To tell you the truth, after looking closely at the results got on different bodies and published by dpreview, I think I know what was the source of their mistake. I am more inclined to concede that they really conduct tests on unsharpened files but they’ve made a small error, rather painful when it comes to the consequences. They calculated the Nyquist Frequency which was simply two times lower than it should. With such a low value, small wonder all lenses managed to exceed it but it also resulted in disconcerting the editors and creating the green commentary. When they noticed the mistake the commentary and the Nyquist level on graphs both disappeared.
By the way a very similar slip-up was made by the Photozone web portal, mentioned earlier in our article. When testing the Voigtlander 1.4/58, they put such a text in a red frame:
Some keen users may note that the LW/PH figures exceed the resolution of the sensor and as such Nyquist – see this document (bottom) for more details about the procedure if you’d like to dive into this. Imatest can look a bit beyond the sensor resolution by taking some additional parameters into account.
The funniest thing is that in the linked Imatest document we can find something totally opposite to that suggestion, written by Photozone testers. Let’s quote the Imatest author, straight from the linked document:
Sensor response above the Nyquist frequency is garbage. It can cause aliasing, visible as Moire patterns of low spatial frequency.
I am sure you can draw conclusions from this on your own.
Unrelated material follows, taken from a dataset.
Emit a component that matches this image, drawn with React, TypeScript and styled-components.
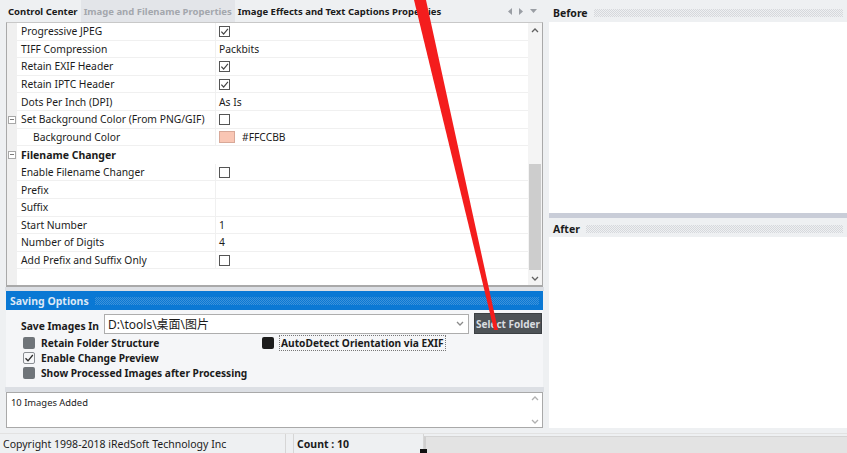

At the very end we would like to emphasize that the lack of sharpening, so severely observed in the case of our tests and sample shots, doesn’t mean that the Lenstip.com editors always prefer, as photographers, unsharpened photos. In tests we must remove all factors that might disturb measurements and cause errors ; there’s really nothing wrong with sharpening a shot during later processing. Of course it is a separate topic, definitely outside the scope of this article.